O impressionante relatório patrocinado pela ONU e Banco Mundial é um argumento poderoso em favor de novas formas de se aumentar a segurança alimentar mundial (International Assessment of Agricultural Science and Technology for Development, IAASTD, 2008). Quatrocentos cientistas agrícolas do mundo todo examinaram os resultados das melhorias agrícolas em países em desenvolvimento publicado em periódicos mundialmente respeitados ao longo de um período de quatro anos. Eles observaram que, em geral, a transferência dos métodos ocidentais de criação intensiva não levou à habilitaçã do pequeno produtores. Este estudo também demonstrou que as colheitas geneticamente modificadas, em média, não têm uma produção mais alta por hectare: sua popularidade é devida à redução nos custos de pulverização.

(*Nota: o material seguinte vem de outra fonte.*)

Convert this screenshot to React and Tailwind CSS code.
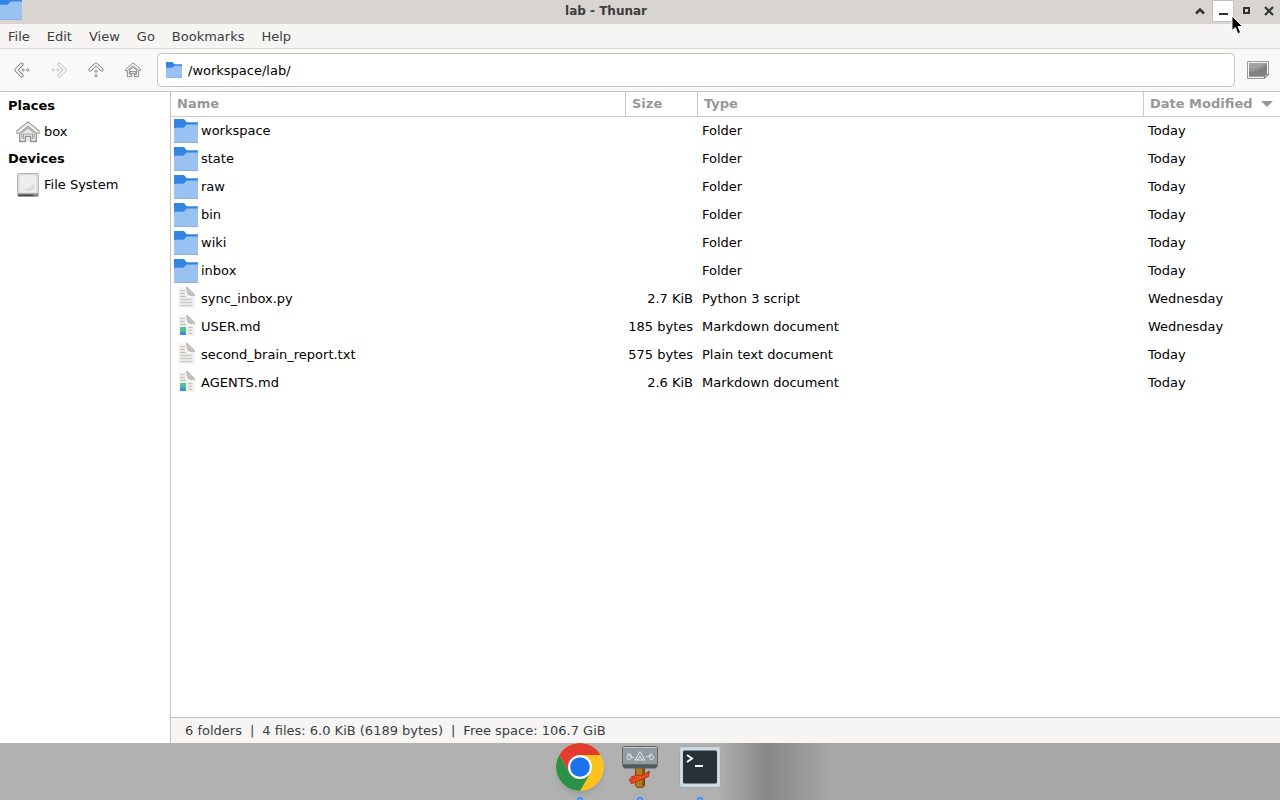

O relatório mostra que a produção e segurança mundial de alimentos podem ser substancialmente aumentadas pelo auxílio aos pequenos produtores e criadores de forma a melhorar seus métodos tradicionais por meio de recursos disponíveis localmente. Eles consideram que planos de pesquisa e desenvolvimento para estes pequenos produtores são urgentes a fim de levar sua produção a patamares mais altos e ao seu desenvolvimento, para que, com a melhora da sua produção, também melhore a qualidade de vida das comunidades rurais pobres e a disponibilidade de alimentos para venda local. É interessante notar que estas propostas também se aplicam a países desenvolvidos onde ocorre um aumento da demanda dos consumidores por alimentos orgânicos e produzidos localmente.Estes produtos são, é claro, um pouco mais caros do que aqueles produzidos em larga escala em sistemas intensivos.
Agora, como enfatiza Hodges, “deve-se forçosamente perguntar: será que os consumidores estão prontos para pagar mais pelo leite, carne e ovos produzidos de maneira sustentável? Se é verdade que a produção intensiva não pode solucionar o problema da alimentação mundial sem enormes consequências negativas, então só existe uma resposta séria para esta pergunta, que também se aplica às mudanças climáticas: será que as pessoas querem reduzir e modificar o seu modo de consumo para evitar o aquecimento global? A sustentabilidade sempre vai custar mais do que a não-sustentabilidade, mas vale a pena. Podemos parecer mais pobres em alguns itens não essenciais, mas no final do dia, ainda vamos estar por aqui”.
Seria exagero afirmar, como Hodges, que estamos caminhando rapidamente para a insustentabilidade da produção de alimentos? São palavras dele: “Alguns céticos duvidam de que estamos caminhando para o desastre. Eles argumentam que o sistema intensivo pode ser expandido indefinidamente para produzir quantidades de alimento cada vez maiores ou mesmo a preços cada vez mais baixos. Mas grandes líderes mundiais de todas as áreas nos dizem constantemente – não há escolha – estamos em rota de colisão com a realidade. Não quero negar os perigos e já escrevi mais detalhadamente sobre isto (World Poultry Science Journal, Vol 65, março de 2009, páginas 5-21). Meu objetivo é estimular a discussão, abrir nossas mentes, ampliar nossa visão, alongar nossa escala de tempo, fortalecer fundamentos essenciais a assim nos levar a pensar além do nosso paradigma habitual.”
São Paulo, abril, 2018.
José Cezar Panetta
Sílvia Panetta Nascimento
Marcelo Arruda Nascimento
Editoria Científica da Revista Higiene Alimentar, São Paulo.